The data is now in the database and can be queried, accessed through integrations, and validated.

Validate

UnifyBio distributions include a validate task, which ensures that data in a database conforms to org provided specifications. These ensure data are structurally and semantically sound, as well as referentially consistent (all targets of entity reference attributes refer to other entities that actually exist).

Validate your import with this command:

bin/validate --database YOUR-DB-NAME --dataset "template-dataset"

Query Your Data

You can now run queries against the local database! If you are using the Pattern Data Commons distribution and schema, you can install the patternq Python or R libraries for free form query.

The Pattern distribution contains an example query you can run with Python. This script accesses data through the Query service included in the local docker compose system. You will need to have the requests package in your local Python environment to run it.

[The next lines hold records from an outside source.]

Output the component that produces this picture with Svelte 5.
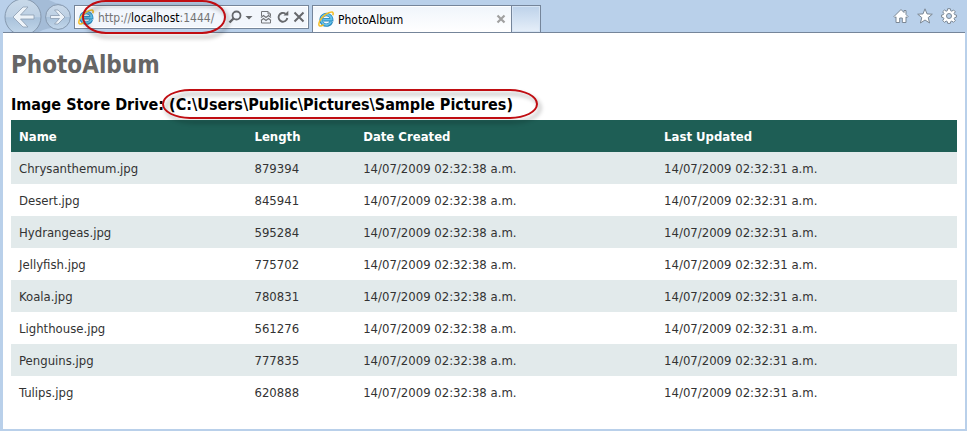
<script>
  const files = [
    { name: 'Chrysanthemum.jpg', length: 879394 },
    { name: 'Desert.jpg', length: 845941 },
    { name: 'Hydrangeas.jpg', length: 595284 },
    { name: 'Jellyfish.jpg', length: 775702 },
    { name: 'Koala.jpg', length: 780831 },
    { name: 'Lighthouse.jpg', length: 561276 },
    { name: 'Penguins.jpg', length: 777835 },
    { name: 'Tulips.jpg', length: 620888 }
  ];
  const created = '14/07/2009 02:32:38 a.m.';
  const updated = '14/07/2009 02:32:31 a.m.';
</script>

{#snippet logo()}
  <svg class="logo" viewBox="0 0 16 16" aria-hidden="true">
    <path d="M13.4 10.6A5.3 5.3 0 1 1 13.7 8.7H5.2" fill="none" stroke="#2586bd" stroke-width="3.4" />
    <path d="M13.2 10.7A5.2 5.2 0 1 1 13.6 8.6H5.2" fill="none" stroke="#62c0ea" stroke-width="1.9" />
    <path d="M14.8 4.2C15.6 2.4 15.2.9 13.5 1 10.3 1 5 4.8 2.3 9.2.6 12 .3 14.7 1.800 15c1.1.3 2.500-.4 3.800-1.400" fill="none" stroke="#f4bd26" stroke-width="1.5" />
  </svg>
{/snippet}

<div class="window">
  <header>
    <nav class="history" aria-label="History">
      <svg class="bridge" viewBox="0 0 72 32" aria-hidden="true">
        <path d="M20 0H46Q51 3 58 4V28Q45 27 36 32H20Z" fill="#a4bcd7" />
      </svg>
      <button class="round back" aria-label="Back">
        <svg viewBox="0 0 38 38">
          <defs>
            <linearGradient id="disc" x1="0" y1="0" x2="0" y2="1">
              <stop offset="0" stop-color="#c9d9e9" />
              <stop offset=".5" stop-color="#bdd0e4" />
              <stop offset=".52" stop-color="#a9c2db" />
              <stop offset="1" stop-color="#c4d8eb" />
            </linearGradient>
          </defs>
          <circle cx="19" cy="19" r="18" fill="url(#disc)" stroke="#8598ae" />
          <path d="M19 9h5l-7.500 8H30v4H16.500l7.500 8h-5L9 19Z" fill="#edf3f9" stroke="#8c9cb0" stroke-width=".8" />
        </svg>
      </button>
      <button class="round forward" aria-label="Forward">
        <svg viewBox="0 0 26 26">
          <circle cx="13" cy="13" r="12.400" fill="url(#disc)" stroke="#8598ae" />
          <path d="M13 6h-3.500l5 5.500H5.500v3h9l-5 5.500H13l7-7Z" fill="#edf3f9" stroke="#8c9cb0" stroke-width=".8" />
        </svg>
      </button>
    </nav>

    <div class="address">
      {@render logo()}
      <div class="url">
        <span class="dim">http://</span>localhost<span class="dim">:1444/</span>
        <span class="ring ring-url"></span>
      </div>
      <button class="icon search" aria-label="Search">
        <svg viewBox="0 0 14 14"><circle cx="8.500" cy="5.500" r="4" fill="none" stroke="#66686c" stroke-width="1.800" /><path d="m5.500 8.500-4 4" stroke="#66686c" stroke-width="2.400" /></svg>
      </button>
      <button class="icon more" aria-label="Search options">
        <svg viewBox="0 0 14 14"><path d="M3.500 6h7L7 9.500Z" fill="#66686c" /></svg>
      </button>
      <button class="icon compat" aria-label="Compatibility view">
        <svg viewBox="0 0 14 14"><path d="M2.500 6V1.500H9l2.500 2.500v2M2.500 10v3h9v-3M9 1.500V4h2.500" fill="none" stroke="#74767a" /><path d="m2 7.500 2.500-2L7 7.500l2.500-2 2.500 2M2 10.500l2.500-2 2.500 2 2.500-2 2.500 2" fill="none" stroke="#74767a" stroke-width="1.200" /></svg>
      </button>
      <button class="icon" aria-label="Refresh">
        <svg viewBox="0 0 14 14"><path d="M9.500 3.700A4.400 4.400 0 1 0 11.300 8" fill="none" stroke="#66686c" stroke-width="1.900" /><path d="M7.500 5.600h4.800V.8Z" fill="#66686c" /></svg>
      </button>
      <button class="icon stop" aria-label="Stop">
        <svg viewBox="0 0 14 14"><path d="m2.500 2.500 9 9m0-9-9 9" stroke="#66686c" stroke-width="2" /></svg>
      </button>
    </div>

    <div class="tab">
      {@render logo()}
      <span class="tab-title">PhotoAlbum</span>
      <button class="icon" aria-label="Close tab">
        <svg viewBox="0 0 14 14"><path d="m3.500 3.500 7 7m0-7-7 7" stroke="#a0a0a0" stroke-width="2.200" /></svg>
      </button>
    </div>
    <button class="new-tab" aria-label="New tab"></button>

    <div class="tools">
      <button class="tool" aria-label="Home">
        <svg viewBox="0 0 16 16"><path d="M8 1.500 1 8.500l1 1.200 1-.9v5.700h3.700V10h2.600v4.500H13V8.800l1 .9 1-1.200-2-2V2.500h-2v2Z" fill="#fff" stroke="#7b8794" /></svg>
      </button>
      <button class="tool" aria-label="Favorites">
        <svg viewBox="0 0 16 16"><path d="m8 .8 2 5.100 5.300.3-4.100 3.400 1.400 5.400L8 12l-4.600 3 1.400-5.400L.7 6.200 6 5.900Z" fill="#fff" stroke="#7b8794" /></svg>
      </button>
      <button class="tool" aria-label="Tools">
        <svg viewBox="0 0 16 16">
          <path d="M6.700.7h2.600l.4 2 1.100.5 1.700-1.200 1.800 1.800-1.200 1.700.5 1.100 1.800.4v2.200l-1.800.5-.5 1.100 1.200 1.700-1.800 1.800-1.700-1.200-1.100.5-.4 1.800H6.700l-.4-1.800-1.100-.5-1.700 1.200-1.800-1.800 1.200-1.700-.5-1.100-1.800-.5V7l1.800-.4.5-1.100-1.200-1.700L3.500 2l1.700 1.200 1.100-.5Z" fill="#fff" stroke="#7b8794" />
          <circle cx="8" cy="8" r="2.500" fill="#b9d0ea" stroke="#7b8794" />
        </svg>
      </button>
    </div>
  </header>

  <main>
    <h1>PhotoAlbum</h1>
    <h2>Image Store Drive: <span class="path">(C:\Users\Public\Pictures\Sample Pictures)<span class="ring ring-path"></span></span></h2>
    <table>
      <thead>
        <tr>
          <th class="name">Name</th>
          <th class="length">Length</th>
          <th class="date">Date Created</th>
          <th class="date">Last Updated</th>
        </tr>
      </thead>
      <tbody>
        {#each files as file}
          <tr>
            <td>{file.name}</td>
            <td>{file.length}</td>
            <td>{created}</td>
            <td>{updated}</td>
          </tr>
        {/each}
      </tbody>
    </table>
  </main>
</div>

<style>
  :global(body) {
    margin: 0;
    background: #b9d0ea;
  }
  .window {
    display: flex;
    flex-direction: column;
    box-sizing: border-box;
    min-height: 100vh;
    padding: 0 2px 2px 3px;
    background: #b9d0ea;
    font-family: "DejaVu Sans Condensed", "DejaVu Sans", sans-serif;
  }
  button {
    padding: 0;
    border: 0;
    background: none;
  }
  svg {
    display: block;
  }
  header {
    display: flex;
    align-items: flex-end;
    height: 32px;
    border-bottom: 1px solid #75859a;
  }
  .history {
    position: relative;
    display: flex;
    align-items: center;
    align-self: stretch;
    gap: 3px;
    box-sizing: border-box;
    width: 71px;
    padding: 2px 0 0 1px;
    overflow: hidden;
  }
  .bridge {
    position: absolute;
    inset: 0;
    width: 72px;
    height: 32px;
  }
  .round {
    position: relative;
    flex: none;
  }
  .back {
    width: 38px;
    height: 38px;
  }
  .forward {
    width: 26px;
    height: 26px;
  }
  .address {
    display: flex;
    align-items: center;
    box-sizing: border-box;
    width: 235px;
    height: 24px;
    margin-bottom: 3px;
    padding: 0 2px 0 3px;
    border: 1px solid #75859a;
    background: #f2f6fc;
    box-shadow: inset 0 0 0 1px #fff;
  }
  .logo {
    flex: none;
    width: 16px;
    height: 16px;
  }
  .url {
    position: relative;
    flex: 1;
    padding: 2px 0 0 4px;
    font-size: 12px;
    line-height: 16px;
    white-space: nowrap;
    color: #000;
  }
  .dim {
    color: #737373;
  }
  .icon {
    flex: none;
    width: 14px;
    height: 14px;
  }
  .more,
  .compat {
    margin-right: 3px;
  }
  .stop {
    margin-left: 2px;
  }
  .tab {
    display: flex;
    align-items: center;
    box-sizing: border-box;
    width: 200px;
    height: 27px;
    margin-left: 3px;
    padding: 0 3px 0 5px;
    border: 1px solid #75859a;
    border-bottom: 0;
    background: linear-gradient(#f0f5fb, #fff);
    box-shadow: inset 0 1px #fff;
  }
  .tab-title {
    flex: 1;
    padding: 2px 0 0 4px;
    font-size: 12px;
    line-height: 16px;
  }
  .new-tab {
    width: 29px;
    height: 27px;
    border: 1px solid #75859a;
    border-width: 1px 1px 0 0;
    background: linear-gradient(#bdd2ea, #e6eff9);
    box-shadow: inset 0 0 0 1px #d6e4f4;
  }
  .tools {
    display: flex;
    gap: 8px;
    margin-left: auto;
    padding: 0 8px 8px 0;
  }
  .tool,
  .tool svg {
    width: 16px;
    height: 16px;
  }
  main {
    flex: 1;
    padding: 17px 8px 16px;
    background: #fff;
  }
  h1 {
    margin: 0;
    font-size: 24px;
    line-height: 30px;
    color: #666;
  }
  h2 {
    margin: 14px 0 4px;
    font-size: 16px;
    line-height: 22px;
    color: #000;
  }
  .path {
    position: relative;
    white-space: nowrap;
  }
  .ring {
    position: absolute;
    box-sizing: border-box;
    border: 2px solid #c00d12;
    pointer-events: none;
    filter: drop-shadow(3px 4px 2px rgb(0 0 0 / 35%));
  }
  .ring-url {
    inset: -8px 2px -8px -12px;
    border-radius: 24px / 50%;
  }
  .ring-path {
    inset: -6px -25px -5px -7px;
    border-radius: 28px / 50%;
  }
  table {
    width: 100%;
    border-collapse: collapse;
    table-layout: fixed;
    font-size: 13px;
    line-height: 16px;
    color: #333;
  }
  th,
  td {
    padding: 9px 8px 7px;
    text-align: left;
  }
  th {
    background: #1e5e55;
    color: #fff;
  }
  .name {
    width: 23.2%;
  }
  .length {
    width: 9.8%;
  }
  tbody tr:nth-child(odd) {
    background: #e2eaeb;
  }
</style>
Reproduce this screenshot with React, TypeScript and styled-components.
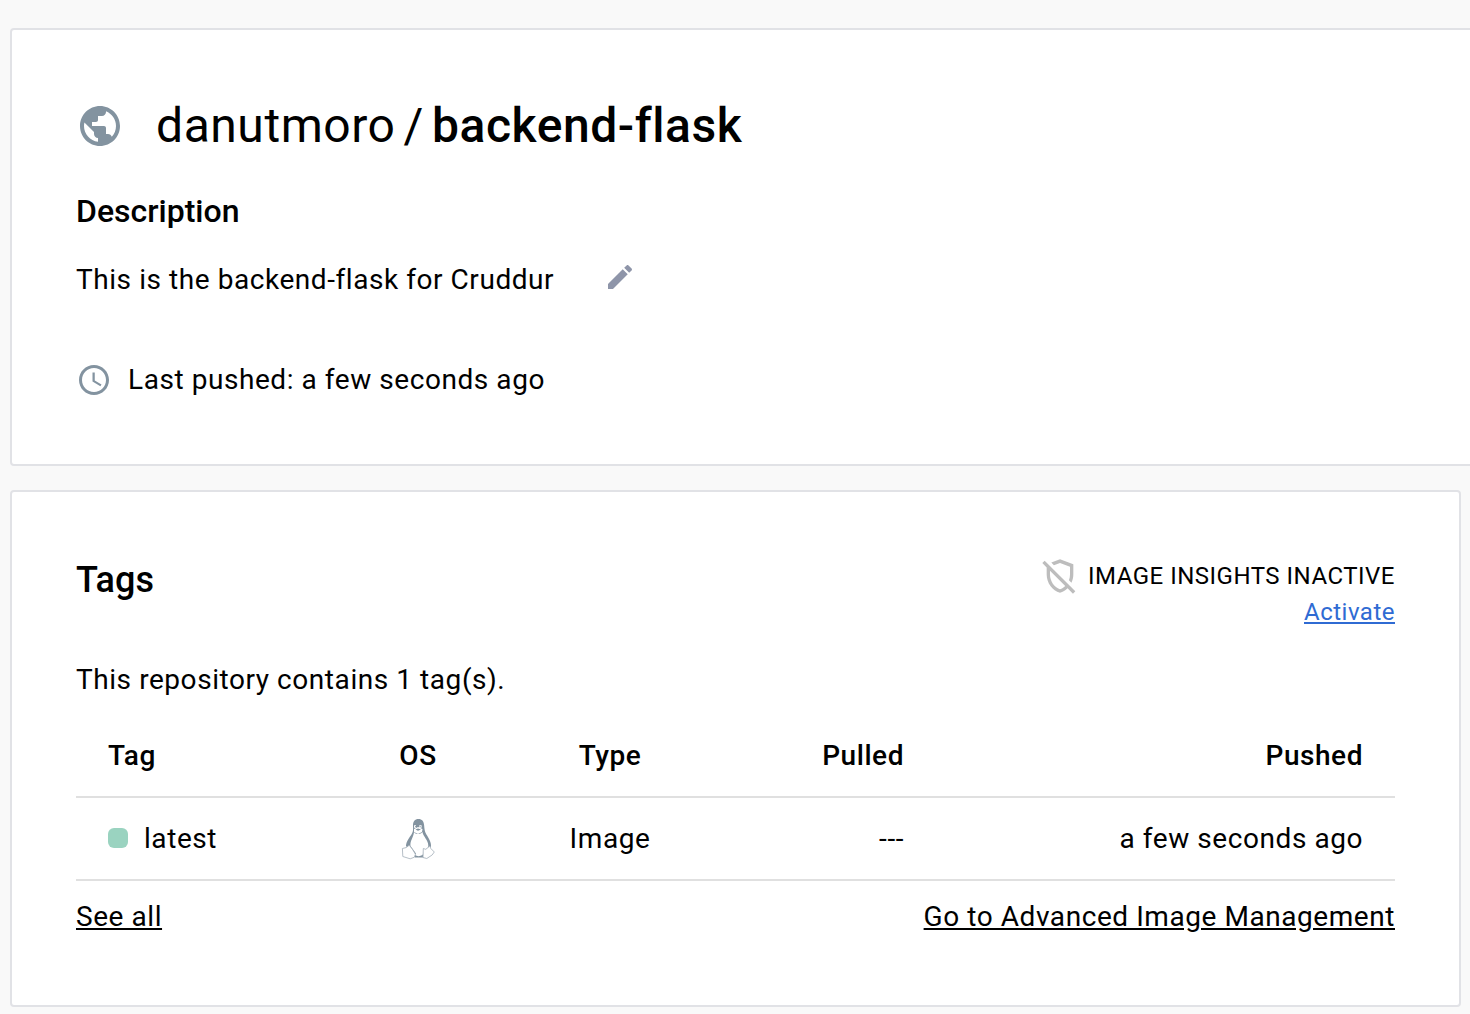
import React from "react";
import styled, { createGlobalStyle } from "styled-components";

const GlobalStyle = createGlobalStyle`
  * { box-sizing: border-box; }
  html, body { margin: 0; padding: 0; overflow: hidden; background: #f9f9f9; }
  body {
    font-family: Roboto, "Liberation Sans", sans-serif;
    font-size: 28px;
    line-height: 40px;
    letter-spacing: 0.56px;
    color: #000;
  }
`;

const Page = styled.main`
  height: 1014px;
  overflow: hidden;
  padding: 28px 9px 0 10px;
  display: flex;
  flex-direction: column;
  gap: 24px;
  background: #f9f9f9;
`;

const Card = styled.section<{ $height: number; $bleed?: boolean }>`
  flex: none;
  height: ${(p) => p.$height}px;
  margin-right: ${(p) => (p.$bleed ? "-24px" : "0")};
  padding: 64px;
  border: 2px solid #e1e2e6;
  border-radius: 4px;
  background: #fff;
`;

const RepoHeader = styled.header`
  display: flex;
  align-items: center;
  height: 64px;
  gap: 32px;
`;

const RepoTitle = styled.h1`
  display: flex;
  gap: 8px;
  margin: 0;
  font-size: 48px;
  line-height: 64px;
  font-weight: 400;
  white-space: nowrap;
`;

const RepoName = styled.span`
  font-weight: 500;
`;

const Heading = styled.h2<{ $size: number }>`
  margin: 0;
  font-size: ${(p) => p.$size}px;
  line-height: 48px;
  font-weight: 500;
  letter-spacing: 0;
`;

const DescriptionHeading = styled(Heading)`
  margin-top: 29px;
`;

const IconLine = styled.div<{ $top: number; $gap: number }>`
  display: flex;
  align-items: center;
  gap: ${(p) => p.$gap}px;
  height: 40px;
  margin-top: ${(p) => p.$top}px;
  white-space: nowrap;
`;

const Icon = styled.svg<{ $size: number; $color?: string }>`
  display: block;
  flex: none;
  width: ${(p) => p.$size}px;
  height: ${(p) => p.$size}px;
  fill: ${(p) => p.$color ?? "#8393a0"};
`;

const EditIcon = styled(Icon)`
  margin-bottom: 6px;
`;

const TagsHeader = styled.header`
  display: flex;
  justify-content: space-between;
  align-items: flex-start;
  height: 76px;
`;

const Insights = styled.div`
  display: flex;
  flex-direction: column;
  align-items: flex-end;
  padding-top: 2px;
  font-size: 24px;
  line-height: 36px;
  letter-spacing: 0.5px;
`;

const InsightsStatus = styled.div`
  display: flex;
  align-items: center;
  gap: 8px;
  height: 36px;
`;

const Link = styled.a<{ $color?: string }>`
  color: ${(p) => p.$color ?? "#000"};
  text-decoration: underline;
  cursor: pointer;
`;

const Summary = styled.p`
  margin: 28px 0 0;
`;

const Table = styled.div`
  margin-top: 14px;
`;

const Row = styled.div<{ $head?: boolean }>`
  display: grid;
  grid-template-columns: 251px 118px 266px 161px 1fr;
  align-items: center;
  height: ${(p) => (p.$head ? 84 : 83)}px;
  padding: ${(p) => (p.$head ? "2px 32px 0" : "0 32px")};
  border-bottom: 2px solid #e0e0e0;
  font-weight: ${(p) => (p.$head ? 500 : 400)};
`;

const Cell = styled.div<{ $align?: string }>`
  display: flex;
  align-items: center;
  justify-content: ${(p) => p.$align ?? "flex-start"};
  white-space: nowrap;
`;

const Status = styled.span`
  width: 20px;
  height: 20px;
  margin: 0 16px 1px 0;
  border-radius: 6px;
  background: #9ad3c0;
`;

const Penguin = styled.svg`
  display: block;
  width: 36px;
  height: 44px;
`;

const CardFooter = styled.footer`
  display: flex;
  justify-content: space-between;
  margin-top: 16px;
`;

const PublicIcon = () => (
  <Icon $size={48} viewBox="0 0 24 24">
    <path d="M12 2C6.48 2 2 6.48 2 12s4.480 10 10 10 10-4.480 10-10S17.520 2 12 2zm-1 17.930c-3.950-.49-7-3.850-7-7.930 0-.62.08-1.210.21-1.790L9 15v1c0 1.100.9 2 2 2v1.930zm6.900-2.540c-.26-.81-1-1.390-1.900-1.390h-1v-3c0-.55-.45-1-1-1H8v-2h2c.55 0 1-.45 1-1V7h2c1.100 0 2-.9 2-2v-.41c2.930 1.190 5 4.060 5 7.410 0 2.080-.8 3.970-2.100 5.390z" />
  </Icon>
);

const PencilIcon = () => (
  <EditIcon $size={32} $color="#8e95a9" viewBox="0 0 24 24">
    <path d="M3 17.250V21h3.750L17.810 9.940l-3.750-3.750L3 17.250zM20.710 7.040c.39-.39.39-1.020 0-1.410l-2.340-2.340c-.39-.39-1.020-.39-1.410 0l-1.830 1.830 3.750 3.750 1.830-1.830z" />
  </EditIcon>
);

const ClockIcon = () => (
  <Icon $size={36} viewBox="0 0 24 24">
    <path d="M11.990 2C6.470 2 2 6.480 2 12s4.470 10 9.990 10C17.520 22 22 17.520 22 12S17.520 2 11.990 2zM12 20c-4.420 0-8-3.580-8-8s3.580-8 8-8 8 3.580 8 8-3.580 8-8 8z" />
    <path d="M12.500 7H11v6l5.250 3.150.75-1.230-4.500-2.670z" />
  </Icon>
);

const ShieldOffIcon = () => (
  <Icon $size={40} $color="#bdbdbd" viewBox="0 0 24 24">
    <path d="M12 4.140l6 2.250v4.700c0 1.190-.23 2.360-.64 3.440l1.510 1.510c.72-1.530 1.130-3.220 1.130-4.950V5l-8-3-5.220 1.960 1.550 1.550L12 4.140zM2.810 2.810 1.390 4.220 4 6.830v4.260c0 5.050 3.410 9.760 8 10.910 1.720-.43 3.280-1.360 4.550-2.620l3.230 3.230 1.410-1.410L2.810 2.810zM12 19.920c-3.450-1.130-6-4.820-6-8.830v-2.260l9.140 9.140c-.9.9-1.970 1.580-3.140 1.950z" />
  </Icon>
);

const LinuxIcon = () => (
  <Penguin viewBox="0 0 36 44">
    <path
      fill="#8393a0"
      d="M18.500 2c-3.800 0-5.500 2.600-5.500 6.200 0 3.600.6 5.800-1.400 9C9.500 20.500 6 24.500 6 29l4 5 5 6.500h9l3-6 4-5c.4-4.500-2.400-8.500-4.600-12-1.800-3-2-6-2.300-9.500C23.800 4.300 22 2 18.500 2z"
    />
    <path
      fill="#fff"
      d="M14 15c1.500 2.800 6.500 2.800 8.500 0 .6 4.500 5.800 8 5.800 13.500 0 3-1.500 4-3.300 4l-2.500 5.500c-2.500 1.500-5.500 1.500-7.500 0l1-1.500-5.500-7.500c-.8-5 3-8.500 3.500-14z"
    />
    <path fill="#fff" d="M14 12l4-2 4.500 2-.5 3-4 2-4-2zM14 8.300h2v2.400h-2zM19.300 8.300h2.300v2.400h-2.300z" />
    <path fill="#8393a0" d="M15.500 12.500l2.500-1 3 1-3 1.200zM15.200 9h.8v1h-.8zM19.800 9h.8v1h-.8z" />
    <path
      fill="#fff"
      stroke="#a3afb9"
      strokeWidth="0.8"
      d="M2.400 31.500l4-1 2.800-2.300 3.200 4 3 5-1 3-4.200 1.600-7.400-2.300zM23.300 31.500l2.500.8 4-3.300 1 2.500 3.500 3.500-2.200 3-5.300 3.500-3.800-1z"
    />
  </Penguin>
);

export default function App() {
  return (
    <>
      <GlobalStyle />
      <Page>
        <Card $height={438} $bleed>
          <RepoHeader>
            <PublicIcon />
            <RepoTitle>
              <span>danutmoro</span>
              <span>/</span>
              <RepoName>backend-flask</RepoName>
            </RepoTitle>
          </RepoHeader>
          <DescriptionHeading $size={32}>Description</DescriptionHeading>
          <IconLine $top={25} $gap={50}>
            <span>This is the backend-flask for Cruddur</span>
            <PencilIcon />
          </IconLine>
          <IconLine $top={60} $gap={16}>
            <ClockIcon />
            <span>Last pushed: a few seconds ago</span>
          </IconLine>
        </Card>
        <Card $height={517}>
          <TagsHeader>
            <Heading $size={36}>Tags</Heading>
            <Insights>
              <InsightsStatus>
                <ShieldOffIcon />
                <span>IMAGE INSIGHTS INACTIVE</span>
              </InsightsStatus>
              <Link $color="#2f6bd3">Activate</Link>
            </Insights>
          </TagsHeader>
          <Summary>This repository contains 1 tag(s).</Summary>
          <Table>
            <Row $head>
              <Cell>Tag</Cell>
              <Cell $align="center">OS</Cell>
              <Cell $align="center">Type</Cell>
              <Cell $align="flex-end">Pulled</Cell>
              <Cell $align="flex-end">Pushed</Cell>
            </Row>
            <Row>
              <Cell>
                <Status />
                latest
              </Cell>
              <Cell $align="center">
                <LinuxIcon />
              </Cell>
              <Cell $align="center">Image</Cell>
              <Cell $align="flex-end">---</Cell>
              <Cell $align="flex-end">a few seconds ago</Cell>
            </Row>
          </Table>
          <CardFooter>
            <Link>See all</Link>
            <Link>Go to Advanced Image Management</Link>
          </CardFooter>
        </Card>
      </Page>
    </>
  );
}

python util/local-test-query.py YOUR-DB-NAME

You can optionally include a second arg to local-test-query.py that contains a file path to a JSON file containing a query request body. While covering the possible contents and query language are outside the scope of this tutorial, you can inspect the conents of the Python script, consult some of the examples in the query service repo, and use the live schema browser as guides for constructing more advanced queries.